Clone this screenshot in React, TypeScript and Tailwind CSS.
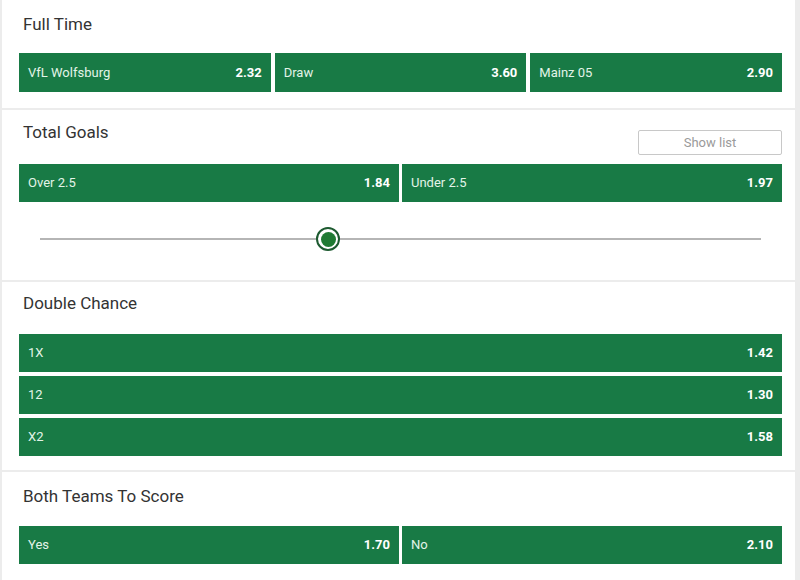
import React from 'react';

type Odd = { label: string; price: string };

const OddButton: React.FC<{ odd: Odd; className?: string }> = ({ odd, className = '' }) => (
  <button
    className={`flex items-center justify-between bg-[#187a45] px-[9px] text-[13px] ${className}`}
  >
    <span className="text-[#e3f4e8]">{odd.label}</span>
    <span className="font-bold text-white">{odd.price}</span>
  </button>
);

const Title: React.FC<{ children: React.ReactNode }> = ({ children }) => (
  <h3 className="text-[17px] leading-[20px] text-[#333333]">{children}</h3>
);

export default function App() {
  const fullTime: Odd[] = [
    { label: 'VfL Wolfsburg', price: '2.32' },
    { label: 'Draw', price: '3.60' },
    { label: 'Mainz 05', price: '2.90' },
  ];
  const totalGoals: Odd[] = [
    { label: 'Over 2.5', price: '1.84' },
    { label: 'Under 2.5', price: '1.97' },
  ];
  const doubleChance: Odd[] = [
    { label: '1X', price: '1.42' },
    { label: '12', price: '1.30' },
    { label: 'X2', price: '1.58' },
  ];
  const btts: Odd[] = [
    { label: 'Yes', price: '1.70' },
    { label: 'No', price: '2.10' },
  ];

  const thumb = 40; // percent along the track

  return (
    <div
      className="min-h-[580px] w-[800px] bg-[#ececec] pl-[2px] pr-[5px]"
      style={{ fontFamily: 'Roboto, "Liberation Sans", sans-serif' }}
    >
      {/* Full Time */}
      <section className="mb-[2px] bg-white pb-[16px] pl-[17px] pr-[13px] pt-[14px]">
        <div className="pl-[4px]">
          <Title>Full Time</Title>
        </div>
        <div className="mt-[19px] grid grid-cols-3 gap-[4px]">
          {fullTime.map((o) => (
            <OddButton key={o.label} odd={o} className="h-[39px]" />
          ))}
        </div>
      </section>

      {/* Total Goals */}
      <section className="mb-[2px] bg-white pb-[4px] pl-[17px] pr-[13px] pt-[12px]">
        <div className="flex items-start justify-between">
          <div className="pl-[4px]">
            <Title>Total Goals</Title>
          </div>
          <button className="mt-[8px] h-[25px] w-[144px] rounded-[2px] border border-[#c8c8c8] bg-white text-[13px] text-[#9a9a9a]">
            Show list
          </button>
        </div>
        <div className="mt-[9px] grid grid-cols-2 gap-[3px]">
          {totalGoals.map((o) => (
            <OddButton key={o.label} odd={o} className="h-[38px]" />
          ))}
        </div>
        <div className="flex h-[74px] items-center px-[21px]">
          <div className="relative h-[2px] w-full bg-[#b5b5b5]">
            <div
              className="absolute top-1/2 flex h-[24px] w-[24px] -translate-x-1/2 -translate-y-1/2 items-center justify-center rounded-full border-[2px] border-[#1d5a30] bg-white"
              style={{ left: `${thumb}%` }}
            >
              <div className="h-[15px] w-[15px] rounded-full bg-[#1f7a33]" />
            </div>
          </div>
        </div>
      </section>

      {/* Double Chance */}
      <section className="mb-[2px] bg-white pb-[14px] pl-[17px] pr-[13px] pt-[11px]">
        <div className="pl-[4px]">
          <Title>Double Chance</Title>
        </div>
        <div className="mt-[21px] flex flex-col gap-[4px]">
          {doubleChance.map((o) => (
            <OddButton key={o.label} odd={o} className="h-[38px] w-full" />
          ))}
        </div>
      </section>

      {/* Both Teams To Score */}
      <section className="bg-white pb-[16px] pl-[17px] pr-[13px] pt-[14px]">
        <div className="pl-[4px]">
          <Title>Both Teams To Score</Title>
        </div>
        <div className="mt-[20px] grid grid-cols-2 gap-[3px]">
          {btts.map((o) => (
            <OddButton key={o.label} odd={o} className="h-[38px]" />
          ))}
        </div>
      </section>
    </div>
  );
}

● ● ● ●

[AIM]
Quote every line word for word and keep the images out of the copy.

[WRITTEN SOLUTION]
Clone this screenshot in React, TypeScript and Tailwind CSS.
import React from 'react';

type Odd = { label: string; price: string };

const OddButton: React.FC<{ odd: Odd; className?: string }> = ({ odd, className = '' }) => (
  <button
    className={`flex items-center justify-between bg-[#187a45] px-[9px] text-[13px] ${className}`}
  >
    <span className="text-[#e3f4e8]">{odd.label}</span>
    <span className="font-bold text-white">{odd.price}</span>
  </button>
);

const Title: React.FC<{ children: React.ReactNode }> = ({ children }) => (
  <h3 className="text-[17px] leading-[20px] text-[#333333]">{children}</h3>
);

export default function App() {
  const fullTime: Odd[] = [
    { label: 'VfL Wolfsburg', price: '2.32' },
    { label: 'Draw', price: '3.60' },
    { label: 'Mainz 05', price: '2.90' },
  ];
  const totalGoals: Odd[] = [
    { label: 'Over 2.5', price: '1.84' },
    { label: 'Under 2.5', price: '1.97' },
  ];
  const doubleChance: Odd[] = [
    { label: '1X', price: '1.42' },
    { label: '12', price: '1.30' },
    { label: 'X2', price: '1.58' },
  ];
  const btts: Odd[] = [
    { label: 'Yes', price: '1.70' },
    { label: 'No', price: '2.10' },
  ];

  const thumb = 40; // percent along the track

  return (
    <div
      className="min-h-[580px] w-[800px] bg-[#ececec] pl-[2px] pr-[5px]"
      style={{ fontFamily: 'Roboto, "Liberation Sans", sans-serif' }}
    >
      {/* Full Time */}
      <section className="mb-[2px] bg-white pb-[16px] pl-[17px] pr-[13px] pt-[14px]">
        <div className="pl-[4px]">
          <Title>Full Time</Title>
        </div>
        <div className="mt-[19px] grid grid-cols-3 gap-[4px]">
          {fullTime.map((o) => (
            <OddButton key={o.label} odd={o} className="h-[39px]" />
          ))}
        </div>
      </section>

      {/* Total Goals */}
      <section className="mb-[2px] bg-white pb-[4px] pl-[17px] pr-[13px] pt-[12px]">
        <div className="flex items-start justify-between">
          <div className="pl-[4px]">
            <Title>Total Goals</Title>
          </div>
          <button className="mt-[8px] h-[25px] w-[144px] rounded-[2px] border border-[#c8c8c8] bg-white text-[13px] text-[#9a9a9a]">
            Show list
          </button>
        </div>
        <div className="mt-[9px] grid grid-cols-2 gap-[3px]">
          {totalGoals.map((o) => (
            <OddButton key={o.label} odd={o} className="h-[38px]" />
          ))}
        </div>
        <div className="flex h-[74px] items-center px-[21px]">
          <div className="relative h-[2px] w-full bg-[#b5b5b5]">
            <div
              className="absolute top-1/2 flex h-[24px] w-[24px] -translate-x-1/2 -translate-y-1/2 items-center justify-center rounded-full border-[2px] border-[#1d5a30] bg-white"
              style={{ left: `${thumb}%` }}
            >
              <div className="h-[15px] w-[15px] rounded-full bg-[#1f7a33]" />
            </div>
          </div>
        </div>
      </section>

      {/* Double Chance */}
      <section className="mb-[2px] bg-white pb-[14px] pl-[17px] pr-[13px] pt-[11px]">
        <div className="pl-[4px]">
          <Title>Double Chance</Title>
        </div>
        <div className="mt-[21px] flex flex-col gap-[4px]">
          {doubleChance.map((o) => (
            <OddButton key={o.label} odd={o} className="h-[38px] w-full" />
          ))}
        </div>
      </section>

      {/* Both Teams To Score */}
      <section className="bg-white pb-[16px] pl-[17px] pr-[13px] pt-[14px]">
        <div className="pl-[4px]">
          <Title>Both Teams To Score</Title>
        </div>
        <div className="mt-[20px] grid grid-cols-2 gap-[3px]">
          {btts.map((o) => (
            <OddButton key={o.label} odd={o} className="h-[38px]" />
          ))}
        </div>
      </section>
    </div>
  );
}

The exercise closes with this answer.